Massachusetts Court Refuses to Entertain Non-Compete Action Against California-Based Employee

Saul Ewing Arnstein & Lehr LLP

A Massachusetts trial court judge sitting in the Business Litigation Session recently issued a decision, in Oxford Global Resources, LLC v. Hernandez (1684CV003911-BLS2) (June 9, 2017), refusing to enforce Massachusetts choice of law and choice of venue provisions in an employment contract on the ground that enforcement would result in a “substantial injustice” to the defendant, a California-based employee. The decision serves as a warning to employers that Massachusetts courts may not enforce Massachusetts choice of law provisions that have no connection to Massachusetts conduct and are solely intended to obtain the benefits of favorable Massachusetts law.

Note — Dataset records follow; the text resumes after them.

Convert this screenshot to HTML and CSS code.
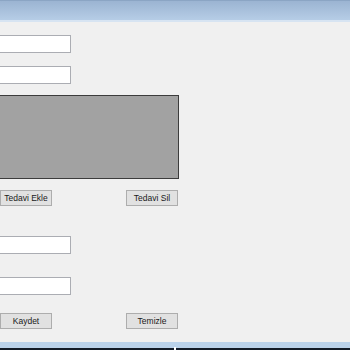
FILE: index.html
```html
<!DOCTYPE html>
<html lang="tr">

<head>
    <meta charset="UTF-8">
    <title>Tedavi</title>
    <link rel="stylesheet" href="styles.css">
</head>

<body>
    <div class="titlebar"></div>
    <div class="form">
        <input type="text" class="field first">
        <input type="text" class="field second">
        <div class="list"></div>

        <div class="row row-top">
            <button class="btn">Tedavi Ekle</button>
            <button class="btn">Tedavi Sil</button>
        </div>

        <input type="text" class="field third">
        <input type="text" class="field fourth">

        <div class="row row-bottom">
            <button class="btn">Kaydet</button>
            <button class="btn">Temizle</button>
        </div>
    </div>
    <div class="taskbar">
        <span class="mark"></span>
    </div>
</body>

</html>
```

FILE: styles.css
```css
html,
body {
    margin: 0;
    padding: 0;
    width: 350px;
    height: 350px;
    overflow: hidden;
}

body {
    background-color: #f0f0f0;
    font-family: "Liberation Sans", Arial, sans-serif;
    font-size: 11px;
    color: #1a1a1a;
    display: flex;
    flex-direction: column;
}

.titlebar {
    height: 19px;
    border-top: 1px solid #8ba5c4;
    border-bottom: 2px solid #d7e4f2;
    background: linear-gradient(#9bb4d2, #b6cde6);
}

.form {
    flex: 1;
    display: flex;
    flex-direction: column;
    align-items: flex-start;
    margin-left: -10px;
}

.field {
    box-sizing: border-box;
    width: 81px;
    height: 18px;
    margin: 0;
    padding: 0 3px;
    border: 1px solid #abadb3;
    background: #ffffff;
    outline: none;
}

.first {
    margin-top: 13px;
}

.second {
    margin-top: 13px;
}

.list {
    box-sizing: border-box;
    width: 189px;
    height: 84px;
    margin-top: 11px;
    border: 1px solid #3c3c3c;
    background-color: #a2a2a2;
}

.row {
    display: flex;
    width: 178px;
    margin-left: 10px;
    justify-content: space-between;
}

.row-top {
    margin-top: 11px;
}

.row-bottom {
    margin-top: 18px;
}

.third {
    margin-top: 30px;
}

.fourth {
    margin-top: 23px;
}

.btn {
    box-sizing: border-box;
    width: 52px;
    height: 16px;
    padding: 0;
    border: 1px solid #adadad;
    background-color: #e1e1e1;
    font-family: "Liberation Sans", Arial, sans-serif;
    font-size: 8.5px;
    line-height: 14px;
    color: #1a1a1a;
    white-space: nowrap;
}

.taskbar {
    position: relative;
    height: 2px;
    border-top: 6px solid #bad2ea;
    background-color: #121b27;
}

.mark {
    position: absolute;
    left: 174px;
    top: -1px;
    width: 2px;
    height: 3px;
    background: #ffffff;
}
```
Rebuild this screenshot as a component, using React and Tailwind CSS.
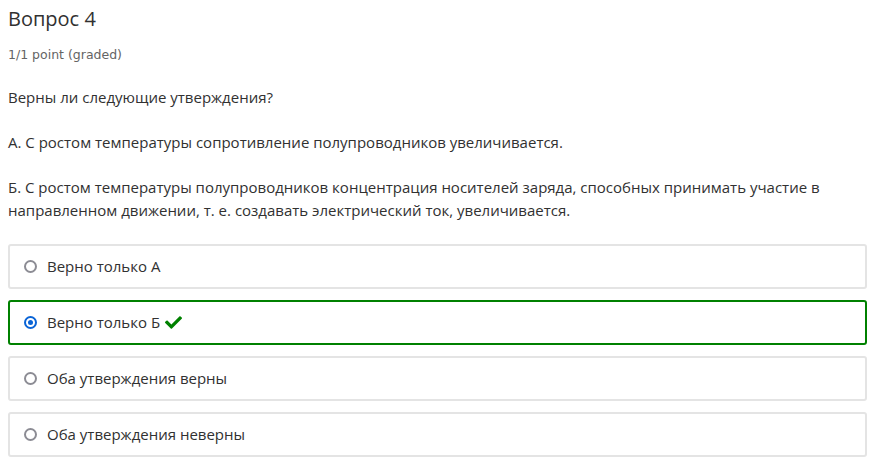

Plaintiff Oxford Global Resources, LLC is a recruiting and staffing company based in Massachusetts. Oxford maintains a California office. Defendant Jeremy Hernandez, a former Oxford employee, signed a non-compete agreement with Oxford that included Massachusetts choice of law and venue provisions. Hernandez is a California resident, only performed work for Oxford in California, and only serviced California clients. When Hernandez left Oxford to work for a competitor in California, Oxford sued Hernandez in Boston to enforce the non-compete restrictions in his employment agreement.

The Massachusetts court dismissed the case on forum non conveniens grounds. The court rejected the employment contract’s Massachusetts choice of law provision after determining that it was a contract of adhesion—Hernandez has an annual salary of $50,000, was an entry-level employee and was forced to sign the agreement without any negotiation—and that enforcement would result in “substantial injustice.” The court further admonished Oxford for deliberately attempting to circumvent California law prohibiting non-compete agreements by inserting a Massachusetts choice of law provision into a contract that otherwise solely related to an employee and business activity in California. Ultimately, the court invalidated the employment agreement’s Massachusetts venue clause (1) as void against public policy and (2) on forum non conveniens grounds because all of the witnesses are located in, and relevant events occurred in, California.

DISCLAIMER: Because of the generality of this update, the information provided herein may not be applicable in all situations and should not be acted upon without specific legal advice based on particular situations.